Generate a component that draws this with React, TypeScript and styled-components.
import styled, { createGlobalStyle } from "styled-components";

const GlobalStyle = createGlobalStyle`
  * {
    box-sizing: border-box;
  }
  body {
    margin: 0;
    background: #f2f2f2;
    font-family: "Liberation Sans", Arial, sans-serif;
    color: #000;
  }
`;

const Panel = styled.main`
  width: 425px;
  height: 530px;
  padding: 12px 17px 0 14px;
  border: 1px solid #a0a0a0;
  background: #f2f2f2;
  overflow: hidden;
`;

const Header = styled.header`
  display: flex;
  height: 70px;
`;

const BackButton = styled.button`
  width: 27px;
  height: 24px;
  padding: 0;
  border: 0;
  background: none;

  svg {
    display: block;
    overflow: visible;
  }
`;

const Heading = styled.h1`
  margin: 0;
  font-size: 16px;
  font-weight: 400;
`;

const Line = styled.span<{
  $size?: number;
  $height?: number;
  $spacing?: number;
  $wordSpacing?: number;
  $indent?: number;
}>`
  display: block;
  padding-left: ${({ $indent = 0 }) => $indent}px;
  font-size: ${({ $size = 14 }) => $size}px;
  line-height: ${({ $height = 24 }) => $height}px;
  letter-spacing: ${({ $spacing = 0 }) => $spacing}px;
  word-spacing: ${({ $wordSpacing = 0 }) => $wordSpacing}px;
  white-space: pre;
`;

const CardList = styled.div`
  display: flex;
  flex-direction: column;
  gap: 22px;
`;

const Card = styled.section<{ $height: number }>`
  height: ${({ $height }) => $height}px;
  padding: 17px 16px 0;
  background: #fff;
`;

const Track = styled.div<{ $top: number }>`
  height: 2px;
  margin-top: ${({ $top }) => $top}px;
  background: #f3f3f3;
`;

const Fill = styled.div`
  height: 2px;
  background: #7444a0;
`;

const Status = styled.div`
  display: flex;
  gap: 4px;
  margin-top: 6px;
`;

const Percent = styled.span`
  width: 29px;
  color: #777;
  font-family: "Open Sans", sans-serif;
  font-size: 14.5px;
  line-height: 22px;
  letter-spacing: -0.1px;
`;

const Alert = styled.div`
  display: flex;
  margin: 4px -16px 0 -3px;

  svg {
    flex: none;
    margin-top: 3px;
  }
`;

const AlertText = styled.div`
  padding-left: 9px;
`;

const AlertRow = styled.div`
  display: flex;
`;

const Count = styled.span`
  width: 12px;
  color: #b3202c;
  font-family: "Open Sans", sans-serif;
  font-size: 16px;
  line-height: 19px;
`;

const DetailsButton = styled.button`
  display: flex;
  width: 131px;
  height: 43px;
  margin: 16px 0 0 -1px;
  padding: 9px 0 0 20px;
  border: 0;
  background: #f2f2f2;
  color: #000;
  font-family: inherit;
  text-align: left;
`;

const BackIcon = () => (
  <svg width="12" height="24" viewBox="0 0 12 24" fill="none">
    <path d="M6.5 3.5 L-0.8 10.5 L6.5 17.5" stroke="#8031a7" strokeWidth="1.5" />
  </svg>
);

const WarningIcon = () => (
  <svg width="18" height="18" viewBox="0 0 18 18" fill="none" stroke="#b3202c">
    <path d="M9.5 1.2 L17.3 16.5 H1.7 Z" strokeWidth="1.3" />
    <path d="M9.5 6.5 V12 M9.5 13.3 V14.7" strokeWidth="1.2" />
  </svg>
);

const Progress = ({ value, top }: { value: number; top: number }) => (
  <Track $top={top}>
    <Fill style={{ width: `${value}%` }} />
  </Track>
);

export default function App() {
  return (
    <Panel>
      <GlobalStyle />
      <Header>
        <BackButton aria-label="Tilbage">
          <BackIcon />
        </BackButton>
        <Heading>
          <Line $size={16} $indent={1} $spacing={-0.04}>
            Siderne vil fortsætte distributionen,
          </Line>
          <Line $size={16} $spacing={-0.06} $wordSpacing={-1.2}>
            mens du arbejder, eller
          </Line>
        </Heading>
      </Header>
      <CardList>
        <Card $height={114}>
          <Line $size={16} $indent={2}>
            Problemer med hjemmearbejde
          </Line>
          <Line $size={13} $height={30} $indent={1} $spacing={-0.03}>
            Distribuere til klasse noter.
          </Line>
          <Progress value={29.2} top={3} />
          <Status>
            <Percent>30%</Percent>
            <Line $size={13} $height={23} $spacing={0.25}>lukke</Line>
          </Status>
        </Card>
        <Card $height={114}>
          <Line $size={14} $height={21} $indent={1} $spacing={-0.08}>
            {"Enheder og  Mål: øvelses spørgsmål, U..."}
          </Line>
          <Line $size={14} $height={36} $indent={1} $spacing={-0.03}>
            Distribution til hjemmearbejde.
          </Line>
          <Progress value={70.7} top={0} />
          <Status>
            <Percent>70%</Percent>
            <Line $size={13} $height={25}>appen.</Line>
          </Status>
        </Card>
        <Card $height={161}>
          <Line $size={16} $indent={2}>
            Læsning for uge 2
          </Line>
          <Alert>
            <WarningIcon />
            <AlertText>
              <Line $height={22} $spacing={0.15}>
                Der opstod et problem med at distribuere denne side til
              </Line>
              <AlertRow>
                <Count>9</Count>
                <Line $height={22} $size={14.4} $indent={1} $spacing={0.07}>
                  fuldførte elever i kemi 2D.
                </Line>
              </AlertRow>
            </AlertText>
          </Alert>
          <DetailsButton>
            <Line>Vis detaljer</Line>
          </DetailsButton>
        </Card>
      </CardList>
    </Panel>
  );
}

■ Problem ■
Retype the data in full and match it exactly.

■ Task response ■
Generate a component that draws this with React, TypeScript and styled-components.
import styled, { createGlobalStyle } from "styled-components";

const GlobalStyle = createGlobalStyle`
  * {
    box-sizing: border-box;
  }
  body {
    margin: 0;
    background: #f2f2f2;
    font-family: "Liberation Sans", Arial, sans-serif;
    color: #000;
  }
`;

const Panel = styled.main`
  width: 425px;
  height: 530px;
  padding: 12px 17px 0 14px;
  border: 1px solid #a0a0a0;
  background: #f2f2f2;
  overflow: hidden;
`;

const Header = styled.header`
  display: flex;
  height: 70px;
`;

const BackButton = styled.button`
  width: 27px;
  height: 24px;
  padding: 0;
  border: 0;
  background: none;

  svg {
    display: block;
    overflow: visible;
  }
`;

const Heading = styled.h1`
  margin: 0;
  font-size: 16px;
  font-weight: 400;
`;

const Line = styled.span<{
  $size?: number;
  $height?: number;
  $spacing?: number;
  $wordSpacing?: number;
  $indent?: number;
}>`
  display: block;
  padding-left: ${({ $indent = 0 }) => $indent}px;
  font-size: ${({ $size = 14 }) => $size}px;
  line-height: ${({ $height = 24 }) => $height}px;
  letter-spacing: ${({ $spacing = 0 }) => $spacing}px;
  word-spacing: ${({ $wordSpacing = 0 }) => $wordSpacing}px;
  white-space: pre;
`;

const CardList = styled.div`
  display: flex;
  flex-direction: column;
  gap: 22px;
`;

const Card = styled.section<{ $height: number }>`
  height: ${({ $height }) => $height}px;
  padding: 17px 16px 0;
  background: #fff;
`;

const Track = styled.div<{ $top: number }>`
  height: 2px;
  margin-top: ${({ $top }) => $top}px;
  background: #f3f3f3;
`;

const Fill = styled.div`
  height: 2px;
  background: #7444a0;
`;

const Status = styled.div`
  display: flex;
  gap: 4px;
  margin-top: 6px;
`;

const Percent = styled.span`
  width: 29px;
  color: #777;
  font-family: "Open Sans", sans-serif;
  font-size: 14.5px;
  line-height: 22px;
  letter-spacing: -0.1px;
`;

const Alert = styled.div`
  display: flex;
  margin: 4px -16px 0 -3px;

  svg {
    flex: none;
    margin-top: 3px;
  }
`;

const AlertText = styled.div`
  padding-left: 9px;
`;

const AlertRow = styled.div`
  display: flex;
`;

const Count = styled.span`
  width: 12px;
  color: #b3202c;
  font-family: "Open Sans", sans-serif;
  font-size: 16px;
  line-height: 19px;
`;

const DetailsButton = styled.button`
  display: flex;
  width: 131px;
  height: 43px;
  margin: 16px 0 0 -1px;
  padding: 9px 0 0 20px;
  border: 0;
  background: #f2f2f2;
  color: #000;
  font-family: inherit;
  text-align: left;
`;

const BackIcon = () => (
  <svg width="12" height="24" viewBox="0 0 12 24" fill="none">
    <path d="M6.5 3.5 L-0.8 10.5 L6.5 17.5" stroke="#8031a7" strokeWidth="1.5" />
  </svg>
);

const WarningIcon = () => (
  <svg width="18" height="18" viewBox="0 0 18 18" fill="none" stroke="#b3202c">
    <path d="M9.5 1.2 L17.3 16.5 H1.7 Z" strokeWidth="1.3" />
    <path d="M9.5 6.5 V12 M9.5 13.3 V14.7" strokeWidth="1.2" />
  </svg>
);

const Progress = ({ value, top }: { value: number; top: number }) => (
  <Track $top={top}>
    <Fill style={{ width: `${value}%` }} />
  </Track>
);

export default function App() {
  return (
    <Panel>
      <GlobalStyle />
      <Header>
        <BackButton aria-label="Tilbage">
          <BackIcon />
        </BackButton>
        <Heading>
          <Line $size={16} $indent={1} $spacing={-0.04}>
            Siderne vil fortsætte distributionen,
          </Line>
          <Line $size={16} $spacing={-0.06} $wordSpacing={-1.2}>
            mens du arbejder, eller
          </Line>
        </Heading>
      </Header>
      <CardList>
        <Card $height={114}>
          <Line $size={16} $indent={2}>
            Problemer med hjemmearbejde
          </Line>
          <Line $size={13} $height={30} $indent={1} $spacing={-0.03}>
            Distribuere til klasse noter.
          </Line>
          <Progress value={29.2} top={3} />
          <Status>
            <Percent>30%</Percent>
            <Line $size={13} $height={23} $spacing={0.25}>lukke</Line>
          </Status>
        </Card>
        <Card $height={114}>
          <Line $size={14} $height={21} $indent={1} $spacing={-0.08}>
            {"Enheder og  Mål: øvelses spørgsmål, U..."}
          </Line>
          <Line $size={14} $height={36} $indent={1} $spacing={-0.03}>
            Distribution til hjemmearbejde.
          </Line>
          <Progress value={70.7} top={0} />
          <Status>
            <Percent>70%</Percent>
            <Line $size={13} $height={25}>appen.</Line>
          </Status>
        </Card>
        <Card $height={161}>
          <Line $size={16} $indent={2}>
            Læsning for uge 2
          </Line>
          <Alert>
            <WarningIcon />
            <AlertText>
              <Line $height={22} $spacing={0.15}>
                Der opstod et problem med at distribuere denne side til
              </Line>
              <AlertRow>
                <Count>9</Count>
                <Line $height={22} $size={14.4} $indent={1} $spacing={0.07}>
                  fuldførte elever i kemi 2D.
                </Line>
              </AlertRow>
            </AlertText>
          </Alert>
          <DetailsButton>
            <Line>Vis detaljer</Line>
          </DetailsButton>
        </Card>
      </CardList>
    </Panel>
  );
}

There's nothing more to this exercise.